┌─ RECORD LIST
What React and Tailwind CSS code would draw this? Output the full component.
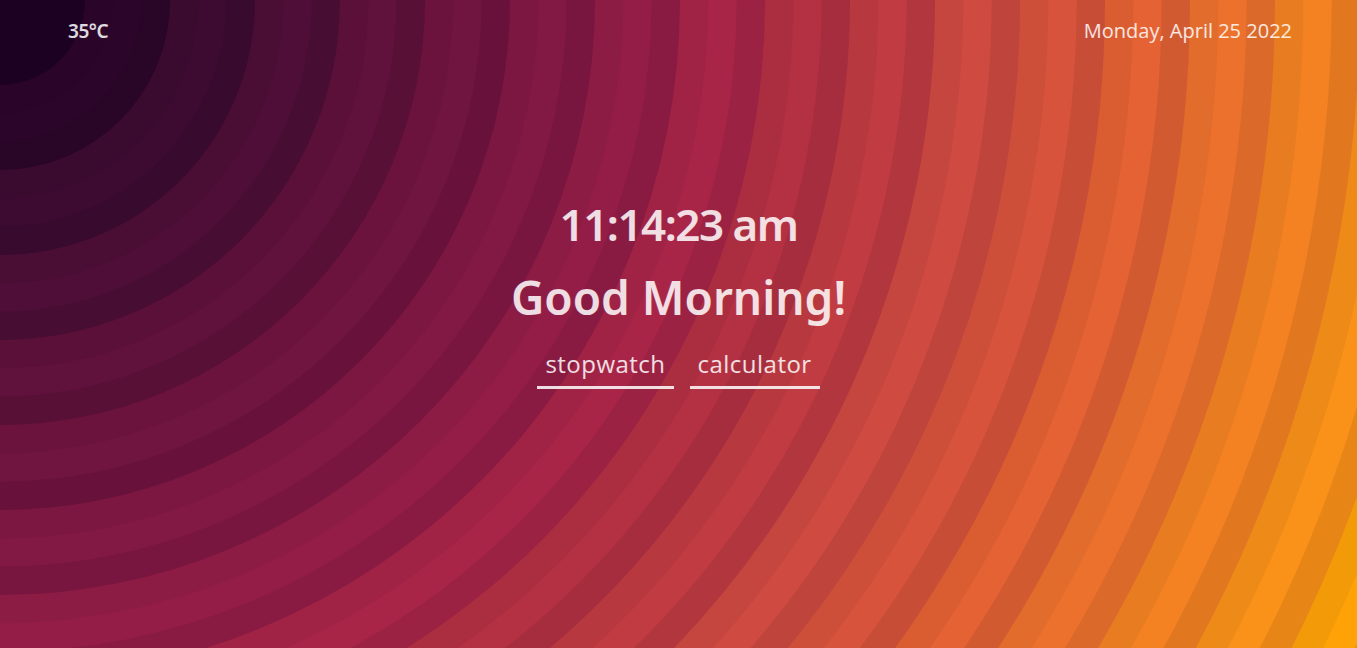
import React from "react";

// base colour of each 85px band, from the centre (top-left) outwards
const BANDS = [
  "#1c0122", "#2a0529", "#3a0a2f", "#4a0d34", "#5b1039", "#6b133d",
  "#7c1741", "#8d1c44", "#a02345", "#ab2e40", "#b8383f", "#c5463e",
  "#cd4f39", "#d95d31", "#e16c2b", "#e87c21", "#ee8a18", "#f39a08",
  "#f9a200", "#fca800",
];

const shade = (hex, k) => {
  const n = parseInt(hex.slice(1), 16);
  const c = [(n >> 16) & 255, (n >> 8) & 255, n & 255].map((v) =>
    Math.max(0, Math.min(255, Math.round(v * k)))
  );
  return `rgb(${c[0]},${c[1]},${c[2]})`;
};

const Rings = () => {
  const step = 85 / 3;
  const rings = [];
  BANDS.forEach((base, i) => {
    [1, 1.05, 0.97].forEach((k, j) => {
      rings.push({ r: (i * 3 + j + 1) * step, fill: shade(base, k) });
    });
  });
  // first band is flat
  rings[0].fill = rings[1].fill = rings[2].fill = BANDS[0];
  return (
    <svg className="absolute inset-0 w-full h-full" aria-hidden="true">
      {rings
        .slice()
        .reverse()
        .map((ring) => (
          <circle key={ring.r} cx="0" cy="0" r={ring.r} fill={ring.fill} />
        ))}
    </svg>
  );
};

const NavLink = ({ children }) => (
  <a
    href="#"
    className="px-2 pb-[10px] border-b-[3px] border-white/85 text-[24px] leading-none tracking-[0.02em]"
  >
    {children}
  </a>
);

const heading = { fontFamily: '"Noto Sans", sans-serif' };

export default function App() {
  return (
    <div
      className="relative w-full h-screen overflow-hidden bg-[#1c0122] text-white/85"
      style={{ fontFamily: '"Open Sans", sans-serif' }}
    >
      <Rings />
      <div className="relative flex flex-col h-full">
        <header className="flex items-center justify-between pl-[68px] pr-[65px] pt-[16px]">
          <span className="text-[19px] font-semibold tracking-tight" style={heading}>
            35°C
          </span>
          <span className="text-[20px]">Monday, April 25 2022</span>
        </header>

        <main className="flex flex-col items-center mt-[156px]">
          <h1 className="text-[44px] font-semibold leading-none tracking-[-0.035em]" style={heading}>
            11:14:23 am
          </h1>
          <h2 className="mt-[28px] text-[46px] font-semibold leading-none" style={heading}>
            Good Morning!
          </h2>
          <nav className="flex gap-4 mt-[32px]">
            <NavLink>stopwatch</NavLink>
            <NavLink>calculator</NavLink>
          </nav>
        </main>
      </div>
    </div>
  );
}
└─
┌─ RECORD LIST
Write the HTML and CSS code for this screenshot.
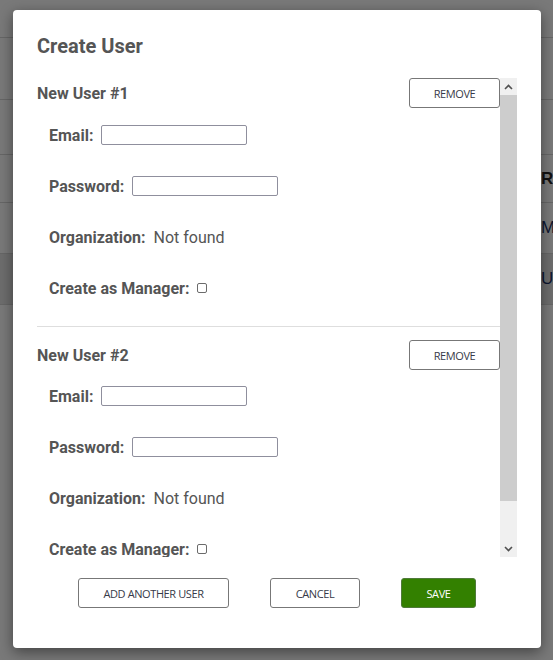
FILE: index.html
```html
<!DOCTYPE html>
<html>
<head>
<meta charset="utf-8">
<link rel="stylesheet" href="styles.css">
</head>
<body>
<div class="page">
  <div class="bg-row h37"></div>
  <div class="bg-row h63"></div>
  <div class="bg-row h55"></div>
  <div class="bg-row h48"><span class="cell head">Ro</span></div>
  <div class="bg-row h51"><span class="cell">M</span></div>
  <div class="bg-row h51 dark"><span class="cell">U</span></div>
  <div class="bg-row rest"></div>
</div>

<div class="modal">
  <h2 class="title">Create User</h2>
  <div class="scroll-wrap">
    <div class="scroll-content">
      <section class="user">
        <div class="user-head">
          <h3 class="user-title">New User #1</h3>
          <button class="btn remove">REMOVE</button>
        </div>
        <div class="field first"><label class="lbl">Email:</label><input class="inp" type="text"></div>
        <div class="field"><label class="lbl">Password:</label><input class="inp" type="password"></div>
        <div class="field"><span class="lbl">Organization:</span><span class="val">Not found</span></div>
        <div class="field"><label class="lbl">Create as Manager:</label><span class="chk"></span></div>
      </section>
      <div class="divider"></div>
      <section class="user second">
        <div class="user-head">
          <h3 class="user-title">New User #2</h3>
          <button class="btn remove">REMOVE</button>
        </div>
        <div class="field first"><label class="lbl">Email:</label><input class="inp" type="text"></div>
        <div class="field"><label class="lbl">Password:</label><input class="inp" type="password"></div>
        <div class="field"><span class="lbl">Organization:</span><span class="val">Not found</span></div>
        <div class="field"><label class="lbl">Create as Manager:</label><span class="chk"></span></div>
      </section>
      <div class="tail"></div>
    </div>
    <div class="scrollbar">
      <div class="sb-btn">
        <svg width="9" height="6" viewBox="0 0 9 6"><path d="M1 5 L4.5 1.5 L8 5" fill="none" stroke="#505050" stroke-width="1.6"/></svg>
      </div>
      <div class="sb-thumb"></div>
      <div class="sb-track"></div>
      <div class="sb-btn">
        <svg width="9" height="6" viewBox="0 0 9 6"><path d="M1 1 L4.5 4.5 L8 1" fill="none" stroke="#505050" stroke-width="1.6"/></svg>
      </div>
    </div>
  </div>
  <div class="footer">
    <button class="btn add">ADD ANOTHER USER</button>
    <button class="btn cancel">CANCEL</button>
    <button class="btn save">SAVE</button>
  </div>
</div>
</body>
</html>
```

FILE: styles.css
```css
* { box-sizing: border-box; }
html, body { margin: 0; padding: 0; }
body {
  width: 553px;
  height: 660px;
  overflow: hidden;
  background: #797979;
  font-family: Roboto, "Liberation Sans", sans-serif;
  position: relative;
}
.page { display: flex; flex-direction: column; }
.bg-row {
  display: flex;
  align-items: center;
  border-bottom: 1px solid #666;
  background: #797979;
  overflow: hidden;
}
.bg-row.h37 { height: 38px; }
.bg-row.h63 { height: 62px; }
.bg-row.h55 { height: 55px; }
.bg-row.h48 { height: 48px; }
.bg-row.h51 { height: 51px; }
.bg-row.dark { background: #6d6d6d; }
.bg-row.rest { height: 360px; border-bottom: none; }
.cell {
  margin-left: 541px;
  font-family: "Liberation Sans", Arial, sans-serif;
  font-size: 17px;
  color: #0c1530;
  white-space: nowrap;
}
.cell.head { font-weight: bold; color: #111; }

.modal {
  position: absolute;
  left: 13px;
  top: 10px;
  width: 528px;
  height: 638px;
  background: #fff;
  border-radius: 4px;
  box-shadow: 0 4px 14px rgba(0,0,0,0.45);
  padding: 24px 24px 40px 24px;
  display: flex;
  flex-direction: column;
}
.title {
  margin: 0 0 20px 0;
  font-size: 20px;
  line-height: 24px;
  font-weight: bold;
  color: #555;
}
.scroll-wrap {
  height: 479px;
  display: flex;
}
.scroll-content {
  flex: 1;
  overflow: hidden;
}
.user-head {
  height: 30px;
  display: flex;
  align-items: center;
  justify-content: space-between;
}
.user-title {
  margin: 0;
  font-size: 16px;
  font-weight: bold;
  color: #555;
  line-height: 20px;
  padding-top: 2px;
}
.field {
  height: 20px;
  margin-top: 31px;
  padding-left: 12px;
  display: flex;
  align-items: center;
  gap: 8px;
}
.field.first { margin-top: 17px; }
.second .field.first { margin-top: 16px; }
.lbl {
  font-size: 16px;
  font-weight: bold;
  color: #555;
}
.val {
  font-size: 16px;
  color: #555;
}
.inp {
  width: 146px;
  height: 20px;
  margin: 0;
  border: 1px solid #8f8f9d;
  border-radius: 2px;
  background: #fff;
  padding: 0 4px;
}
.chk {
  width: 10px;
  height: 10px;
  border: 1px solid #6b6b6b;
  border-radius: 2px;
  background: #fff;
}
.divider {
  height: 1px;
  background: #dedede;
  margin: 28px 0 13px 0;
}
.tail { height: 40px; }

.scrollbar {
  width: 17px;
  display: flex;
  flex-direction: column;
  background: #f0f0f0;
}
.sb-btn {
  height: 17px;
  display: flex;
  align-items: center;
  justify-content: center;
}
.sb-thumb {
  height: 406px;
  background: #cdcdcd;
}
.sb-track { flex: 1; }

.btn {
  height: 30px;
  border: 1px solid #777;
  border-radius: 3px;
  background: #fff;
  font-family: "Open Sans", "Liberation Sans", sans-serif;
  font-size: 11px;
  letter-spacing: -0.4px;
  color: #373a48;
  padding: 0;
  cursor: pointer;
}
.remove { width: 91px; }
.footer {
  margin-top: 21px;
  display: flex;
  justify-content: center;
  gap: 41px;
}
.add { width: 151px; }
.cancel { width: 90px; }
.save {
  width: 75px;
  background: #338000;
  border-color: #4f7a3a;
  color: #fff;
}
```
└─
### WHAT NEEDS TO BE DONE
In the records above, locate the lines holding the word "full". Copy each of them.

### CORRECT RESPONSE
What React and Tailwind CSS code would draw this? Output the full component.
    <svg className="absolute inset-0 w-full h-full" aria-hidden="true">
      className="relative w-full h-screen overflow-hidden bg-[#1c0122] text-white/85"
      <div className="relative flex flex-col h-full">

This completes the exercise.